Domingo, 24 de abril de 2016 | Hoy
CARLOS PAOLA
Del psicoanálisis a la literatura austera y directa, Carlos Paola aborda en su novela Desde el sillón del padre la herencia paterna y los diferentes sentidos de la escritura
Por Guillermo Saccomanno
Por lo general conviene sospechar de la escritura psi, casi siempre intrincada y presuntuosa, típica de un idiolecto de ghetto. Sin embargo, no es este el caso. Carlos Paola, autor de ensayos de su especificidad, que al volcarse a la narrativa sorprende por su prosa limpia, fluida, que tiene la madurez de un narrador de oficio. Mérito que se debe seguramente a que escuchar es leer y leer es el correlato previo de la escritura. Así Paola se interna en una novela que lo compromete desde lo autobiográfico. Pero, ¿acaso escribir no es, aunque se lo eluda, un compromiso? Y lo autobiográfico, ¿acaso no es la novela que uno se arma de la historia familiar? En efecto, una ficción. Que, por su naturaleza, traiciona eso que denominamos “la verdad”.
No es casual que la novela de Paola disponga, como epígrafes, de dos citas. Una, de Dostoievski, su novela del parricidio: Los hermanos Karamazov. La segunda, de Angela Pradelli, de El lugar del padre. Ambas son significativas y luminosas, lo uno por lo otro. Aluden a la casa paterna y al recuerdo como mentira. Una novela nunca es lo que aparenta ser. Lo que cuenta es otra cosa, otra historia, que no es ni la evidente ni la que pretende su autor. En consecuencia, lo que se supone que es un texto familiar –cargado de culpas, de sombras–, lo que Desde el sillón del padre nos cuenta en superficie no es sólo el adulterio del padre, la rivalidad del hijo, su militancia, el retrato de época. Me refiero a la teoría del iceberg. Si la familia es una institución mafiosa, quien se le escapa, escapa con un secreto y, por tanto debe ser liquidado allí donde se lo encuentre. Paola elige en vez de la fuga, ir al encuentro, encarar una lucha que es toma de defensa personal y toma de partido: contarlo todo, se diría en una primera aproximación. Pero el buen narrador sabe que es un imposible contarlo “todo”, ese deseo de “voy a contar toda la verdad”. No se puede, no existe esa “verdad”. Existe en cambio una serie de fragmentos del todo, el recorte que hace la memoria, selectiva y en constante presente. Que es también el recorte que practica el narrador. Es decir, una vez más, elige.

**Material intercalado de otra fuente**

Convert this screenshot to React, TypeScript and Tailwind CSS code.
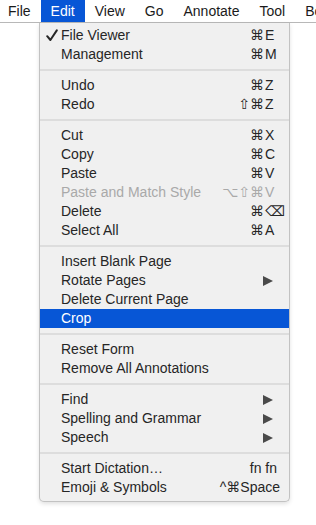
import React from 'react';

type Item =
  | { sep: true }
  | {
      sep?: false;
      label: string;
      mods?: string;
      keyChar?: string;
      raw?: string;
      checked?: boolean;
      disabled?: boolean;
      submenu?: boolean;
      active?: boolean;
    };

const items: Item[] = [
  { label: 'File Viewer', mods: '⌘', keyChar: 'E', checked: true },
  { label: 'Management', mods: '⌘', keyChar: 'M' },
  { sep: true },
  { label: 'Undo', mods: '⌘', keyChar: 'Z' },
  { label: 'Redo', mods: '⇧⌘', keyChar: 'Z' },
  { sep: true },
  { label: 'Cut', mods: '⌘', keyChar: 'X' },
  { label: 'Copy', mods: '⌘', keyChar: 'C' },
  { label: 'Paste', mods: '⌘', keyChar: 'V' },
  { label: 'Paste and Match Style', mods: '⌥⇧⌘', keyChar: 'V', disabled: true },
  { label: 'Delete', mods: '⌘', keyChar: '⌫' },
  { label: 'Select All', mods: '⌘', keyChar: 'A' },
  { sep: true },
  { label: 'Insert Blank Page' },
  { label: 'Rotate Pages', submenu: true },
  { label: 'Delete Current Page' },
  { label: 'Crop', active: true },
  { sep: true },
  { label: 'Reset Form' },
  { label: 'Remove All Annotations' },
  { sep: true },
  { label: 'Find', submenu: true },
  { label: 'Spelling and Grammar', submenu: true },
  { label: 'Speech', submenu: true },
  { sep: true },
  { label: 'Start Dictation…', raw: 'fn fn' },
  { label: 'Emoji & Symbols', raw: '^⌘Space' },
];

const menus = ['File', 'Edit', 'View', 'Go', 'Annotate', 'Tool', 'Bookmarks'];

const Check = () => (
  <svg width="12" height="13" viewBox="0 0 12 13" className="ml-[6px]">
    <path d="M1.2 7.2 L4.4 11 L10.8 1.4" fill="none" stroke="#262626" strokeWidth="2" strokeLinecap="round" strokeLinejoin="round" />
  </svg>
);

const Arrow = () => (
  <svg width="10" height="10" viewBox="0 0 10 10" className="mr-[16px]">
    <polygon points="0,0 10,5 0,10" fill="#4a4a4a" />
  </svg>
);

export default function App() {
  return (
    <div
      className="w-[316px] h-[525px] bg-white overflow-hidden text-[14px] text-[#222]"
      style={{ fontFamily: '"Liberation Sans", "DejaVu Sans", sans-serif' }}
    >
      {/* menu bar */}
      <div className="h-[23px] border-b border-[#b8b8b8] flex whitespace-nowrap overflow-hidden pl-[-2px]">
        <div className="flex -ml-[2px]">
          {menus.map((m) => (
            <div
              key={m}
              className={`h-[22px] leading-[22px] px-[10px] ${
                m === 'Edit' ? 'bg-[#0756d6] text-white' : 'text-[#1a1a1a]'
              }`}
            >
              {m}
            </div>
          ))}
        </div>
      </div>

      {/* dropdown */}
      <div className="ml-[39px] w-[251px] bg-[#f0f0f0] border border-t-0 border-[#c2c2c2] rounded-b-[5px] pt-[3px] pb-[4px] shadow-[0_2px_4px_rgba(0,0,0,0.12)]">
        {items.map((it, i) =>
          it.sep ? (
            <div key={i} className="my-[5px] h-[2px] bg-[#dddddd]" />
          ) : (
            <div
              key={i}
              className={`flex items-center h-[19px] leading-[19px] whitespace-nowrap ${
                it.active ? 'bg-[#0756d6] text-white' : it.disabled ? 'text-[#a9a9a9]' : 'text-[#262626]'
              }`}
            >
              <div className="w-[21px] flex items-center">{it.checked && <Check />}</div>
              <div className="flex-1">{it.label}</div>
              {it.keyChar && (
                <div className="flex pr-[12px]">
                  <span>{it.mods}</span>
                  <span className="w-[12px] ml-[1px]">{it.keyChar}</span>
                </div>
              )}
              {it.raw && (
                <div className={it.raw === 'fn fn' ? 'pr-[12px]' : 'pr-[9px]'}>{it.raw}</div>
              )}
              {it.submenu && <Arrow />}
            </div>
          )
        )}
      </div>
    </div>
  );
}
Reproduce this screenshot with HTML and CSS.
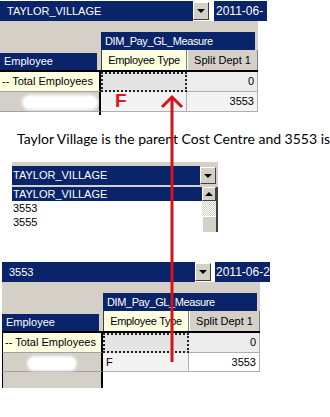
FILE: index.html
```html
<!DOCTYPE html>
<html lang="en">
<head>
    <meta charset="UTF-8">
    <meta name="viewport" content="width=device-width, initial-scale=1.0">
    <title>Cost Centre pivot</title>
    <link rel="stylesheet" href="styles.css">
</head>
<body>
    <div class="page">
        <!-- first capture: parent cost centre selected -->
        <div class="shot shot-top">
            <div class="toolbar">
                <div class="combo">TAYLOR_VILLAGE</div>
                <div class="drop-btn"><span class="tri-down"></span></div>
                <div class="date-box">2011-06-</div>
            </div>
            <div class="pivot">
                <div class="pivot-filter">
                    <div class="measure-head">DIM_Pay_GL_Measure</div>
                </div>
                <div class="pivot-head">
                    <div class="row-field"><span>Employee</span></div>
                    <div class="col-field">Employee Type</div>
                    <div class="col-item">Split Dept 1</div>
                </div>
                <div class="pivot-rows">
                    <div class="row-label total">-- Total Employees</div>
                    <div class="cell dotted"></div>
                    <div class="cell num">0</div>

                    <div class="row-label"><span class="smudge"></span></div>
                    <div class="cell light"></div>
                    <div class="cell num light">3553</div>

                    <div class="row-label tail"></div>
                </div>
            </div>
        </div>

        <p class="note">Taylor Village is the parent Cost Centre and 3553 is</p>

        <!-- the open drop down -->
        <div class="picker">
            <div class="picker-combo">
                <div class="combo">TAYLOR_VILLAGE</div>
                <div class="drop-btn"><span class="tri-down"></span></div>
            </div>
            <div class="picker-list">
                <ul class="options">
                    <li class="selected">TAYLOR_VILLAGE</li>
                    <li>3553</li>
                    <li>3555</li>
                </ul>
                <div class="scrollbar">
                    <div class="scroll-btn"><span class="tri-up"></span></div>
                    <div class="scroll-track"></div>
                    <div class="scroll-thumb"></div>
                </div>
            </div>
        </div>

        <!-- second capture: child cost centre selected -->
        <div class="shot shot-bottom">
            <div class="toolbar">
                <div class="combo">3553</div>
                <div class="drop-btn"><span class="tri-down"></span></div>
                <div class="date-box wide">2011-06-2</div>
            </div>
            <div class="pivot">
                <div class="pivot-filter">
                    <div class="measure-head">DIM_Pay_GL_Measure</div>
                </div>
                <div class="pivot-head">
                    <div class="row-field"><span>Employee</span></div>
                    <div class="col-field">Employee Type</div>
                    <div class="col-item">Split Dept 1</div>
                </div>
                <div class="pivot-rows">
                    <div class="row-label total">-- Total Employees</div>
                    <div class="cell dotted"></div>
                    <div class="cell num">0</div>

                    <div class="row-label"><span class="smudge small"></span></div>
                    <div class="cell light">F</div>
                    <div class="cell num white">3553</div>

                    <div class="row-label last"></div>
                </div>
            </div>
        </div>

        <!-- red annotations drawn over the screenshots -->
        <span class="mark-f">F</span>
        <svg class="arrow" width="30" height="275" viewBox="0 0 30 275">
            <line x1="15" y1="4" x2="15" y2="268" stroke="#d3141b" stroke-width="3"/>
            <polyline points="5,13 15,3 25,13" fill="none" stroke="#d3141b" stroke-width="3"/>
        </svg>
    </div>
</body>
</html>
```
FILE: styles.css
```css
body {
    margin: 0;
    background: #fff;
    font-family: "Liberation Sans", Arial, sans-serif;
    font-size: 11px;
    color: #000;
}
.page {
    position: relative;
    width: 330px;
    height: 417px;
    overflow: hidden;
}

/* combo + date toolbar */
.toolbar {
    display: flex;
    padding-top: 1px;
    height: 20px;
}
.combo {
    background: #0a246a;
    color: #fff;
    width: 186px;
    height: 20px;
    line-height: 20px;
    padding-left: 7px;
    white-space: nowrap;
}
.drop-btn {
    width: 14px;
    height: 16px;
    margin-top: 1px;
    background: #d4d0c8;
    border: 1px solid;
    border-color: #fff #404040 #404040 #fff;
    display: flex;
    align-items: center;
    justify-content: center;
}
.tri-down {
    width: 0;
    height: 0;
    border-left: 4px solid transparent;
    border-right: 4px solid transparent;
    border-top: 4px solid #000;
}
.tri-up {
    width: 0;
    height: 0;
    border-left: 4px solid transparent;
    border-right: 4px solid transparent;
    border-bottom: 4px solid #000;
}
.date-box {
    background: #0a246a;
    color: #fff;
    width: 51px;
    margin-left: 5px;
    padding-left: 2px;
    font-size: 12px;
    line-height: 20px;
    white-space: nowrap;
    overflow: hidden;
}
.date-box.wide {
    width: 54px;
    margin-left: 4px;
    padding-left: 1px;
}

/* pivot table */
.pivot {
    width: 258px;
}
.pivot-filter {
    background: #d4d0c8;
    height: 18px;
    padding: 11px 0 0 101px;
}
.measure-head {
    width: 150px;
    height: 18px;
    line-height: 18px;
    padding-left: 4px;
    background: #0a246a;
    color: #fff;
    letter-spacing: -0.4px;
}
.pivot-head {
    display: grid;
    grid-template-columns: 101px 86px 71px;
    height: 20px;
    background: #d4d0c8;
    border-bottom: 2px solid #000;
}
.row-field {
    padding-top: 3px;
}
.row-field span {
    display: block;
    width: 93px;
    height: 17px;
    line-height: 17px;
    padding-left: 4px;
    background: #0a246a;
    color: #fff;
}
.col-field {
    background: #ffffe1;
    border-left: 1px solid #404040;
    border-right: 1px solid #808080;
    line-height: 20px;
    text-align: center;
    letter-spacing: -0.3px;
}
.col-item {
    background: #d4d0c8;
    border-left: 1px solid #fff;
    border-right: 1px solid #808080;
    line-height: 20px;
    text-align: center;
}
.pivot-rows {
    display: grid;
    grid-template-columns: 101px 86px 71px;
    grid-template-rows: 20px 20px 3px;
}
.shot-bottom .pivot-rows {
    grid-template-rows: 20px 19px 16px;
}
.row-label {
    position: relative;
    background: #d4d0c8;
    border-right: 2px solid #000;
    border-bottom: 1px solid #a0a0a0;
    padding-left: 2px;
    line-height: 19px;
    white-space: nowrap;
}
.row-label.total {
    background: #ffffe1;
}
.row-label.tail {
    border-bottom: none;
    background: #fff;
}
.row-label.last {
    border-bottom: none;
}
.cell {
    background: #ececec;
    border-right: 1px solid #b0b0b0;
    border-bottom: 1px solid #b0b0b0;
    line-height: 18px;
    padding: 0 3px;
}
.cell.num {
    text-align: right;
}
.cell.light {
    background: #f3f3f3;
}
.cell.white {
    background: #fff;
}
.cell.dotted {
    background: #e4e4e4;
    border: 2px dotted #222;
}
.smudge {
    position: absolute;
    left: 24px;
    top: 5px;
    width: 72px;
    height: 11px;
    border-radius: 6px;
    background: #fff;
    box-shadow: 0 0 3px 2px #fff;
}
.smudge.small {
    width: 46px;
    left: 26px;
}

.shot-bottom {
    margin-top: 29px;
    margin-left: 2px;
}
.shot-bottom .row-label {
    border-left: 1px solid #000;
}

/* explanation line */
.note {
    margin: 15px 0 0 17px;
    font-family: Lato, "Open Sans", sans-serif;
    font-size: 14px;
    line-height: 17px;
    white-space: nowrap;
}

/* opened drop down list */
.picker {
    margin: 15px 0 0 12px;
    width: 206px;
}
.picker-combo {
    display: flex;
    background: #d4d0c8;
    padding: 4px 2px 2px 0;
}
.picker-combo .combo {
    width: 190px;
    height: 19px;
    line-height: 19px;
    padding-left: 1px;
}
.picker-combo .drop-btn {
    height: 15px;
    margin-top: 1px;
}
.picker-list {
    display: flex;
    height: 45px;
    border-right: 2px solid #404040;
}
.options {
    list-style: none;
    margin: 0;
    padding: 0;
    flex: 1;
}
.options li {
    height: 14px;
    line-height: 14px;
    padding-left: 1px;
}
.options li.selected {
    background: #0a246a;
    color: #fff;
}
.scrollbar {
    width: 14px;
    display: flex;
    flex-direction: column;
}
.scroll-btn {
    height: 12px;
    background: #d4d0c8;
    border: 1px solid;
    border-color: #fff #404040 #404040 #fff;
    display: flex;
    align-items: center;
    justify-content: center;
}
.scroll-track {
    height: 15px;
    background: repeating-conic-gradient(#fff 0 25%, #d4d0c8 0 50%) 0 0 / 2px 2px;
}
.scroll-thumb {
    flex: 1;
    background: #d4d0c8;
    border-top: 1px solid #fff;
    border-left: 1px solid #fff;
}

/* red hand drawn marks */
.mark-f {
    position: absolute;
    left: 115px;
    top: 90px;
    color: #e0141c;
    font-family: "Liberation Sans", Arial, sans-serif;
    font-weight: bold;
    font-size: 19px;
}
.arrow {
    position: absolute;
    left: 157px;
    top: 94px;
}
```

Y lo que elige acá es ir en busca de la siempre imposible historia de su novela familiar “con todo” sabiendo que deberá optar por unas escenas y no por otras, escenas temidas todas, porque de lo que se trata es de la palabra del hijo. La suma de esas escenas narradas son las que conforman esta novela y son mentira. Porque la mentira, también lo sabemos, es el componente esencial del arte de narrar, y de esta forma, el relato suele parecerse más a la verdad que cualquier arrebato de sinceridad.
La primera frase de una novela suele ser importante porque, en cierta forma, la define. El hijo busca la escritura del padre. Nada gratuita la polisemia. La escritura de propiedad inmobiliaria. Pero también se refiere al destino que el padre ha escrito. El narrador, ante la ley, intentará resignificar su letra. El posesivo “su” alude a los dos, el padre y el hijo. Si una escritura declara quien es el dueño de una propiedad, ahora el narrador, en su ir al choque, se apropiará de la otra escritura, la que da cuenta de su historia. Deberá ocupar, para narrar al padre y narrarse, ese sillón Bergere, nada paradojalmente, un modelo “grandfather”. Notable vuelta de tuerca. Porque el hijo, al revelar lo oculto, arribará a un final casi feliz: será su propio hijo, el nieto, lector de su padre así como su propio padre lo fue de su abuelo. El nieto entenderá la escritura como un decir. Pero lo que diga, capítulo que falta, un más allá de esta escritura, no habrá de escribirlo ya el narrador liberado de los fantasmas de su pasado.